Por ejemplo, en la educación española, tendría hoy poco sentido desarrollar un sistema más complejo para gestionar la enseñanza concertada (un modelo similar, de hecho, a un mercado interno) cuando, pese a que los padres prefieren los centros concertados a los públicos, la mayoría de los gobiernos regionales ha restringido la oferta de los concertados. Serviría de poco conocer mejor la demanda y el rendimiento de ambos tipos de centros cuando, por restricciones políticas, estamos llevando la contraria a la ciudadanía.

El asunto es aún más claro en el ámbito universitario, donde tampoco ha sido muy útil elaborar estadísticas de empleo y salarios de los graduados de cada centro y cada carrera. Esos datos hoy permanecen secretos, salvo en Cataluña, donde, con todo, se les da poca publicidad y de forma que cuesta comparar los ingresos promedio entre centros y carreras.

Evaluar para manipular

Si las evaluaciones decorativas y secretas son malas y costosas, resulta aún más perniciosa la evaluación manipulativa, dirigida a justificar políticas interesadas. Para lograrlo, se recoge información selectiva de algunas variables o se las mide con un sesgo favorable, de modo que se reivindiquen las políticas previamente adoptadas. Las estadísticas y encuestas de nuestra enseñanza padecen este síndrome en grado notable.

Con todo, las peores mixtificaciones se producen cuando se cambian las políticas con el solo fin de manipular los indicadores de rendimiento. Es lo que sucedió y sucede cuando nuestros Gobiernos, en complicidad con los centros académicos, suprimen los exámenes independientes, ablandan los exámenes, permiten pasar de curso sin haber aprobado y otorgan titulaciones con suspensos. Un objetivo primordial de estas políticas maquillan es maquillar los malos resultados obtenidos por nuestro país en los escalafones internacionales, y se adoptan a sabiendas de que reducen el rendimiento real.

Se trata de una limitación insalvable, pues se cumple la Ley de Campbell: cuanto más se usa un indicador para tomar decisiones, reasignando recursos y recompensando a los participantes, más incentivos se ligan a ese indicador, y, como consecuencia, éste tiende a distorsionarse y pierde valor informativo.

Heisenberg institucional

Esta manifestación del principio de incertidumbre, unida a la mayor complejidad intrínseca de los problemas sociales, hace que sean menos susceptibles al tipo de tratamiento que en muchos dominios de las ciencias físicas se considera científico.

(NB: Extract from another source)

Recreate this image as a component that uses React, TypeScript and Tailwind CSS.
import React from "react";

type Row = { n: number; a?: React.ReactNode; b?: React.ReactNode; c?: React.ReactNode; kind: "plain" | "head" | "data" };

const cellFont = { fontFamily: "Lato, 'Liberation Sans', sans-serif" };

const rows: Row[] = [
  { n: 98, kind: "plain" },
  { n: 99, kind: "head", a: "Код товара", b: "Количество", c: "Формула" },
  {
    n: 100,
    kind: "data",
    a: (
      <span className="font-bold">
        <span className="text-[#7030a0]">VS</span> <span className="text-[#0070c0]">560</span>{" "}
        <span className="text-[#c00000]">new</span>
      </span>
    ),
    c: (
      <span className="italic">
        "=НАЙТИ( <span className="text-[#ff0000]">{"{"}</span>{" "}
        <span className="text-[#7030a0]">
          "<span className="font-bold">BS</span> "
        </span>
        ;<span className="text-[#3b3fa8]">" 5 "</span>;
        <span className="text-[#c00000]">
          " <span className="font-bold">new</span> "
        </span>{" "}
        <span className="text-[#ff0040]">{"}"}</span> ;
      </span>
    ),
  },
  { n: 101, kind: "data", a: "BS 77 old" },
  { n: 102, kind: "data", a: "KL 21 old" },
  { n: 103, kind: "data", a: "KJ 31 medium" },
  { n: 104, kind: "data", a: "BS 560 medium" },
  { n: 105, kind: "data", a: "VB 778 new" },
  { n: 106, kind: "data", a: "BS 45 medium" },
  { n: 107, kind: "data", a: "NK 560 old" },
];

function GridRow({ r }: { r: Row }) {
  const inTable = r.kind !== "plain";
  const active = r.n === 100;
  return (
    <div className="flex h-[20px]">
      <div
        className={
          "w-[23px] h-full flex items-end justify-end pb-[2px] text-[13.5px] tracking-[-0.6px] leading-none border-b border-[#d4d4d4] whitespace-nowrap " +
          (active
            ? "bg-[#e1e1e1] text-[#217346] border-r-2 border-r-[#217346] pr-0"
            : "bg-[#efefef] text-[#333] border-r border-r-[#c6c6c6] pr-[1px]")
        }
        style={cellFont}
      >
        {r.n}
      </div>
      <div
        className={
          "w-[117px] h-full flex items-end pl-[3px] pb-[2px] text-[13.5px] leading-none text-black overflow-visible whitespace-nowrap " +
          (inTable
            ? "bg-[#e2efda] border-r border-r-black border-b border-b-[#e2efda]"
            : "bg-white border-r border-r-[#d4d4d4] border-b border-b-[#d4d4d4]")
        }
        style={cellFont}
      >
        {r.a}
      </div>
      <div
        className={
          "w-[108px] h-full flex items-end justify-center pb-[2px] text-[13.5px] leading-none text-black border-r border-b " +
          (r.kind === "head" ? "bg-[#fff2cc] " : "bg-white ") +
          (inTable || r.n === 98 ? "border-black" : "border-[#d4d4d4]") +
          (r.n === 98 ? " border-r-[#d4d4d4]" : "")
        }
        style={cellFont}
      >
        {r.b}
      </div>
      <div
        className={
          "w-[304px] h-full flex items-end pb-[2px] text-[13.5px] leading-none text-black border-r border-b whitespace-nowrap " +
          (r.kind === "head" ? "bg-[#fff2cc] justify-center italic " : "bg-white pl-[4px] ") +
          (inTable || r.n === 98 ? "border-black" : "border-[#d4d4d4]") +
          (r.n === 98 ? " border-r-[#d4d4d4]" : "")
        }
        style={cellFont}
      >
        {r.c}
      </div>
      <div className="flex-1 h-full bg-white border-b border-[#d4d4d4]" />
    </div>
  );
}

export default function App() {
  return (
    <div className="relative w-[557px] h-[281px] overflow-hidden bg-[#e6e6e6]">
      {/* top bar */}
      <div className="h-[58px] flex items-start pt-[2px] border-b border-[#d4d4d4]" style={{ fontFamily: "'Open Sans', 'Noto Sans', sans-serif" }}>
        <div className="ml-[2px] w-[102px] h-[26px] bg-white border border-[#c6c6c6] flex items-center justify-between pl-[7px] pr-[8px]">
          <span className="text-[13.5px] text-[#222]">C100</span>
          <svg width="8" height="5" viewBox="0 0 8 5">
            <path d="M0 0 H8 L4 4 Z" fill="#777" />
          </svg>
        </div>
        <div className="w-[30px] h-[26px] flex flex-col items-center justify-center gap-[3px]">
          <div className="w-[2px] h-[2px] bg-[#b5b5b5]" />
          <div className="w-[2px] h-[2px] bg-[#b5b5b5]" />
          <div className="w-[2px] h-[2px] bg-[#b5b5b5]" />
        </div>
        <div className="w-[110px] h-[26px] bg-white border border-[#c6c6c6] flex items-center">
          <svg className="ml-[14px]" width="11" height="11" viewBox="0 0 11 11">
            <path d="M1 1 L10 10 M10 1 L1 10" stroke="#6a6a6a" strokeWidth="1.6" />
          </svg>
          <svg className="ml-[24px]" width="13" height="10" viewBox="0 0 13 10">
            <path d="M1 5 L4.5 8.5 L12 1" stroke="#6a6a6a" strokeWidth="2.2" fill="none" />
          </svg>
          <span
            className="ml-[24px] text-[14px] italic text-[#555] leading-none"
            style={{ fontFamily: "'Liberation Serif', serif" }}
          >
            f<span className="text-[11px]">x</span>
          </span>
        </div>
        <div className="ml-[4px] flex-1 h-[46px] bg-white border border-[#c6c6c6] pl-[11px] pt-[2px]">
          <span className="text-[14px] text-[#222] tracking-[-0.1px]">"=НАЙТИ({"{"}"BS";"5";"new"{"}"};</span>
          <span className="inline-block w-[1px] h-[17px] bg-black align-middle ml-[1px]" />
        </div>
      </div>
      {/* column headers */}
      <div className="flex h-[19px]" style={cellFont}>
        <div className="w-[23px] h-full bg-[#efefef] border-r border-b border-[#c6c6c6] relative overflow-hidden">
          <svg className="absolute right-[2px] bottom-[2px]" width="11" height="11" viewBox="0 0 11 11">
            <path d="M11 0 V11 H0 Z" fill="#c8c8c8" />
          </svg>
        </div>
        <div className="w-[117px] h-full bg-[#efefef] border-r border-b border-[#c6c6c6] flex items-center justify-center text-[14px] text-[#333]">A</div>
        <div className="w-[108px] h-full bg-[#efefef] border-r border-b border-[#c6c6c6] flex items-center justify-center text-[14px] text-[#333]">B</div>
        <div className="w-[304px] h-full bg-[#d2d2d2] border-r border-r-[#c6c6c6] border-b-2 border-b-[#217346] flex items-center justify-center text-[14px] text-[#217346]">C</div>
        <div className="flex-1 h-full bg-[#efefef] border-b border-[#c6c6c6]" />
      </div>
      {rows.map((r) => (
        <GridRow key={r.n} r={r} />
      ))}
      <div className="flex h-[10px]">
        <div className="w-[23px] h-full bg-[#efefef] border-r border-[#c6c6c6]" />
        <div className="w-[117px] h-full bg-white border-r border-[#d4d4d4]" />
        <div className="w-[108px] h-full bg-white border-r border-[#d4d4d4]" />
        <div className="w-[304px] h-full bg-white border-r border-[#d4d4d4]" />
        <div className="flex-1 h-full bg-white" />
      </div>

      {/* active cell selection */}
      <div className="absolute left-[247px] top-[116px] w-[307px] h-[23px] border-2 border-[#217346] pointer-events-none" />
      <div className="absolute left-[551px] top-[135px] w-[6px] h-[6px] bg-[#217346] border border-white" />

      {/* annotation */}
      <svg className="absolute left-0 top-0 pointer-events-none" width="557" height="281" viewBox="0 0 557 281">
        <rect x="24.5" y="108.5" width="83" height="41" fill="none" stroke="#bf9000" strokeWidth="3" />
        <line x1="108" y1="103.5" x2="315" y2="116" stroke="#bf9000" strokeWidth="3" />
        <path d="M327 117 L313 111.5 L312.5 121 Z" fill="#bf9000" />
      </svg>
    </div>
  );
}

Por su menor capacidad de predicción, el papel de las ciencias sociales habría de ser por ello más modesto y respetuoso de soluciones heredadas cuya estructura desconocemos.

Sin embargo, mucha ciencia social oculta esas dificultades para aumentar su demanda e influencia. La penúltima moda consiste en exagerar el rigor de la evaluación a riesgo de trivializarla o centrarla en aspectos secundarios, olvidando de paso asuntos centrales pero incómodos para el poder. Sería éste el caso, en el ámbito de la educación, de cuestiones como el tamaño de las clases, la selección del profesorado, la relajación de la exigencia académica o los efectos reales en la equidad.

No es sólo que las conclusiones de esos estudios rigoristas sean poco extrapolables. Es que la acumulación de evidencia resulta inútil cuando carece de utilidad decisional porque se refiere sólo a algunos de los factores sobre los que gira la decisión. Si, por ejemplo, una decisión ha de comparar el coste A y el beneficio B, es inútil conocer A con exactitud si se ignora hasta el orden de magnitud de B. Sería preferible conocer tanto A como B de modo imperfecto; pero las circunstancias llevan a que se insista en conocer A con mayor precisión, con riesgo no sólo de que no se avance en el conocimiento de B sino de que se margine su existencia.

A veces, ese conocimiento parcial acaba sirviendo, de hecho, para apoyar ocurrencias políticas. Resultados relativamente rigurosos pero carentes de validez externa sirven entonces para justificar propuestas insensatas sólo porque en algunos supuestos remotos “es posible que funcionen” o porque, en el peor de los casos, su adopción siempre permitirá “medir mejor” sus improbables efectos.

Este tipo de excusa cientificista ha servido para dar cierta respetabilidad a regulaciones sobre las que, durante décadas, había existido consenso en considerarlas nocivas. Es el caso de las relativas a la rápida subida del salario mínimo o a la congelación de los alquileres, cuyas consecuencias están siendo dañinas.

La anécdota como vacuna

Se comprenderá ahora el doble papel crítico que representan las anécdotas. Por un lado, inician la evaluación cualitativa del proceso productivo, la cual desnuda la ficción de unos indicadores cuantitativos que más de una vez han sido manipulados torticeramente.

Por otro lado, al mostrarnos realidades olvidadas por la ciencia al uso, desvelan su impostura. No son toda la verdad, pero tampoco lo pretenden; y no sólo muestran las limitaciones de la verdad oficial, sino que completan la información del decisor. Hace ya años que, como reacción al antiguo management by the numbers, empresas como la mejor HP lo complementaron con el management by wandering around. Sólo exige bajarse del pedestal y salir de la torre de marfil.